(Pages as source code)

##########

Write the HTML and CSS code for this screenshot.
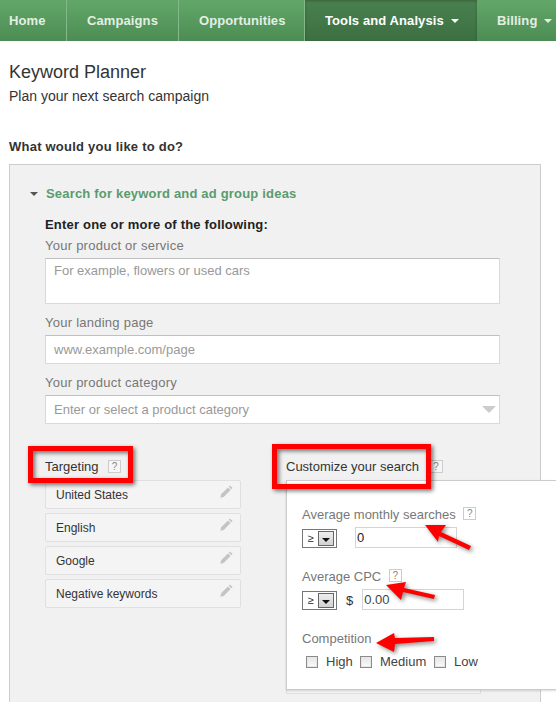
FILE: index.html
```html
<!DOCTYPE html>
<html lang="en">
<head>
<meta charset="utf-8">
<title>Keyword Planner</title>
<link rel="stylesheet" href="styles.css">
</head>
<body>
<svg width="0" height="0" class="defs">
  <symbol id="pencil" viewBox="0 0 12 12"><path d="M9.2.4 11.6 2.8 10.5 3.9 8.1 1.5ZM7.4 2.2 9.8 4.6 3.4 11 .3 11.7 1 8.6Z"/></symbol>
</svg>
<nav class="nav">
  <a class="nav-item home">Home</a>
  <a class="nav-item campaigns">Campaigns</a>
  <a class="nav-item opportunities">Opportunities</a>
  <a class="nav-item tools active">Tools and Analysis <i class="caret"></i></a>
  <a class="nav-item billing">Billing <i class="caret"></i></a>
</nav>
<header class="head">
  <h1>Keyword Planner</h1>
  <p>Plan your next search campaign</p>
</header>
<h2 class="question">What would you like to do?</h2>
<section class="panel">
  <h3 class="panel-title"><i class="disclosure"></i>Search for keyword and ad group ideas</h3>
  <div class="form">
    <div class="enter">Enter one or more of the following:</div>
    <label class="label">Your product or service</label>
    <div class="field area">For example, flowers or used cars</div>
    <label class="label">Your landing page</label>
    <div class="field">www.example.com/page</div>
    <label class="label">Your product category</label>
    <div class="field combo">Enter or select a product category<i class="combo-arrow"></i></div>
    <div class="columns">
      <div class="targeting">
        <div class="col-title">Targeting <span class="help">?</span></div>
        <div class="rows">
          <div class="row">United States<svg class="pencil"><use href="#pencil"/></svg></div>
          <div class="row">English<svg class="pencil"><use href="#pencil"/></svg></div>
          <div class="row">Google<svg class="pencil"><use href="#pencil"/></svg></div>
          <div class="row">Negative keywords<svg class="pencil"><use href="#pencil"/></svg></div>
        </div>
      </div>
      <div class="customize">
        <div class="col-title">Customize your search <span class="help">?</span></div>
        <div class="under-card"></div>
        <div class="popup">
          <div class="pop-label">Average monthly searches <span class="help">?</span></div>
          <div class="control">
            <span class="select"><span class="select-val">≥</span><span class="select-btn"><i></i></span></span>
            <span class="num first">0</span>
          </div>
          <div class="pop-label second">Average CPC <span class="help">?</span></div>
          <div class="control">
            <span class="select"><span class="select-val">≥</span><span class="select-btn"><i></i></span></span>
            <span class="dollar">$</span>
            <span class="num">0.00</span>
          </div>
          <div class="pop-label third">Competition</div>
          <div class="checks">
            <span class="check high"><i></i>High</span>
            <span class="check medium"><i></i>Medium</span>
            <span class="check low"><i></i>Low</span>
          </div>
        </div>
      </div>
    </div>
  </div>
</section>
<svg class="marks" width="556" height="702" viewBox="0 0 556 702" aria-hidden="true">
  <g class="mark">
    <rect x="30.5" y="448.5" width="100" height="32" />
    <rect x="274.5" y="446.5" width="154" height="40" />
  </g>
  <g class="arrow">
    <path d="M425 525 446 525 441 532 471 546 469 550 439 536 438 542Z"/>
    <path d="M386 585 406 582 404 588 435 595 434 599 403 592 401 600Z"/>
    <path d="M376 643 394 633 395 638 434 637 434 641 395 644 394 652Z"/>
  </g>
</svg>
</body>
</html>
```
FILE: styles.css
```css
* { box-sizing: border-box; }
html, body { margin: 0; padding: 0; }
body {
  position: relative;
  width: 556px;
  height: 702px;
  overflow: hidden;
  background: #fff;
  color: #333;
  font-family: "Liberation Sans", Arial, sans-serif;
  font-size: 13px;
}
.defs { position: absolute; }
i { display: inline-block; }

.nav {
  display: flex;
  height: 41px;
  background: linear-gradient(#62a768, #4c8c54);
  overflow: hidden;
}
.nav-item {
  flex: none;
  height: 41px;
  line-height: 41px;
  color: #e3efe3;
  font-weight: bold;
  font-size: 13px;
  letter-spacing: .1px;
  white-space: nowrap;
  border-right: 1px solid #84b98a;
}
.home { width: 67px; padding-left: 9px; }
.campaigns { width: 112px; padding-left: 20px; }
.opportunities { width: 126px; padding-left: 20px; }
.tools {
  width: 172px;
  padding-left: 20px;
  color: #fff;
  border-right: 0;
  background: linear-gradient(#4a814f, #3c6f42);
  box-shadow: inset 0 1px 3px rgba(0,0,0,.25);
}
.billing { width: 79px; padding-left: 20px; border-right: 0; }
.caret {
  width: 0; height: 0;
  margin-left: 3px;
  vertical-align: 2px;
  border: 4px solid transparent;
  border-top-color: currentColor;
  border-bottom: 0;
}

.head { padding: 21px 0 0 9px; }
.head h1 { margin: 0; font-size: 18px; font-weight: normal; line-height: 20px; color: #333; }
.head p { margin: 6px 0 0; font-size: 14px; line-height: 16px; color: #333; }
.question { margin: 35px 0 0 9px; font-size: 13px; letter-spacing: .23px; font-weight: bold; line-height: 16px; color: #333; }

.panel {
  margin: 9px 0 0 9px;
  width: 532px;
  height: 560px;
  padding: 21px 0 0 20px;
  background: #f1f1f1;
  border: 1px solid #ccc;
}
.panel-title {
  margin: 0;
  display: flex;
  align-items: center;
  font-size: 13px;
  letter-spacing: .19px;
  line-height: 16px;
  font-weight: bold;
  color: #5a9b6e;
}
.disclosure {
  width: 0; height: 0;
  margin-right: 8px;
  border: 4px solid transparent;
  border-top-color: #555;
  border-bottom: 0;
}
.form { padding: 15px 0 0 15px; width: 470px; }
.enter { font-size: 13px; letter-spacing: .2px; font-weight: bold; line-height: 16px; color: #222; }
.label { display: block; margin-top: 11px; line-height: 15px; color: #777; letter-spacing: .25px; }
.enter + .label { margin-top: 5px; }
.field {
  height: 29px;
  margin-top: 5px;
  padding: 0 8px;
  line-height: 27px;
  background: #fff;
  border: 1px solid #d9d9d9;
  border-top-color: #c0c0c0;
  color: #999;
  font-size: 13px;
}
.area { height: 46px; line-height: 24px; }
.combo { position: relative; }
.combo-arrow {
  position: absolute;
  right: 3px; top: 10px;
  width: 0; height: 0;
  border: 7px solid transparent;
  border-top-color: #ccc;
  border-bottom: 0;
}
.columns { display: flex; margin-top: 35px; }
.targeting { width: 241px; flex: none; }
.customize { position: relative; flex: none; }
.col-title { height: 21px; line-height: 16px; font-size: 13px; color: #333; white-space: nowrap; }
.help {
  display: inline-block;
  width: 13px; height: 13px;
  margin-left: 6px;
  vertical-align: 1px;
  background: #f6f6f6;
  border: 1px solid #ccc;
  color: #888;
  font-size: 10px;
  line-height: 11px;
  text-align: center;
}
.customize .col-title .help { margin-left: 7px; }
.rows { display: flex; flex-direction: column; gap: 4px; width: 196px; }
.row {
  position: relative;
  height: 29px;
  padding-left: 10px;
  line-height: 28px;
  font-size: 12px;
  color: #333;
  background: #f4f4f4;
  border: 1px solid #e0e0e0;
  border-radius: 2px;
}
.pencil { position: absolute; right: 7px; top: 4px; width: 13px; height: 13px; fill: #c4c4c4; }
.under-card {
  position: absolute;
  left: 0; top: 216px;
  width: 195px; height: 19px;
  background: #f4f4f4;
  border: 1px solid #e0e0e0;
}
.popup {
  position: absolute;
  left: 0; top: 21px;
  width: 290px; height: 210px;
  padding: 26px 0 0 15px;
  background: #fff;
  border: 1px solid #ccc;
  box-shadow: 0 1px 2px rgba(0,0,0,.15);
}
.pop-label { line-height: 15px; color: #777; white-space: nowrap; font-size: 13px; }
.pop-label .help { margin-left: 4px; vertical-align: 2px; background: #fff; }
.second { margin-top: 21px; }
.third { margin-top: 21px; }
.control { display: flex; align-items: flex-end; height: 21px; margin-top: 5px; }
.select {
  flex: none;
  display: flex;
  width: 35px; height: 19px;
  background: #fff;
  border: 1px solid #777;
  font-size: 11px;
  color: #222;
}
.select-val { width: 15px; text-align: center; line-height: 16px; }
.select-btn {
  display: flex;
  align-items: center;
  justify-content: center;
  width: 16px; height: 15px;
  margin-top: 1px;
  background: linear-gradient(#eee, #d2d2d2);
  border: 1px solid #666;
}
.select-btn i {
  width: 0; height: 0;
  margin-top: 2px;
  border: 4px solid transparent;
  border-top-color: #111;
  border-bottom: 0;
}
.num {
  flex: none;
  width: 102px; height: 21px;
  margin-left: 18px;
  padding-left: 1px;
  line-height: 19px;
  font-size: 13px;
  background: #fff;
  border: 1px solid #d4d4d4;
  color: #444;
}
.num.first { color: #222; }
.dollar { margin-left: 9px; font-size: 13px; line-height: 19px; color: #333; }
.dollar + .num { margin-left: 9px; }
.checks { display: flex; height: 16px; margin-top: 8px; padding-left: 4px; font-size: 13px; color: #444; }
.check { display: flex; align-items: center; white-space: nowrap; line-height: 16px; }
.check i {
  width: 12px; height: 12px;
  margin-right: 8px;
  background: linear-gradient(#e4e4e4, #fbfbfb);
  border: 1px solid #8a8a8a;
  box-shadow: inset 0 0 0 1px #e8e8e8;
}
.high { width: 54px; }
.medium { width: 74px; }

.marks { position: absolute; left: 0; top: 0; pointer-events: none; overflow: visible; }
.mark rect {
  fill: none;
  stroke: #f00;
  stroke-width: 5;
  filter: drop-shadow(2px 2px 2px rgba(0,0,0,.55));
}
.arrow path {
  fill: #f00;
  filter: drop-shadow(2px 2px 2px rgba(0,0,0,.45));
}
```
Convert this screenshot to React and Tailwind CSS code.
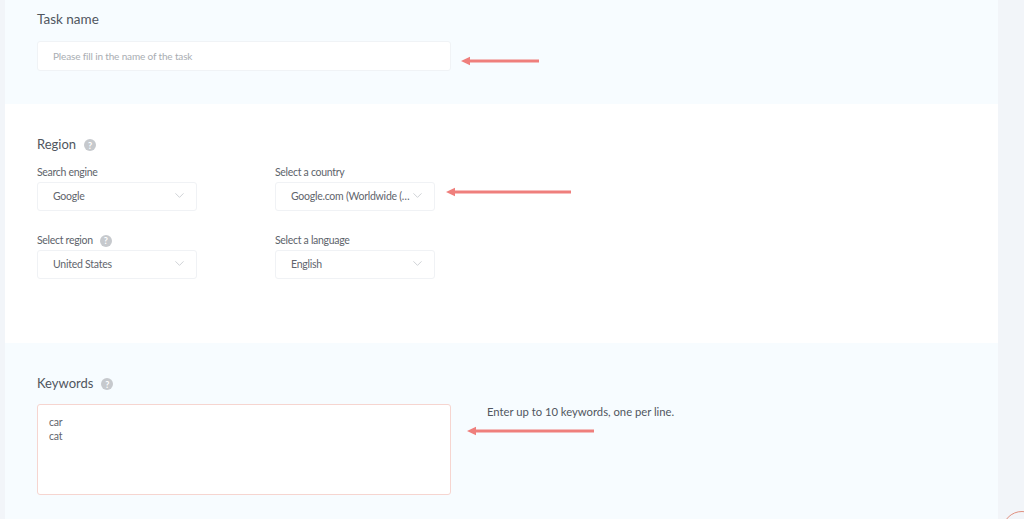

##########

## SHORT PROBLEM
Copy each line above that contains the string "this".

## WRITTEN ANSWER
Write the HTML and CSS code for this screenshot.
Convert this screenshot to React and Tailwind CSS code.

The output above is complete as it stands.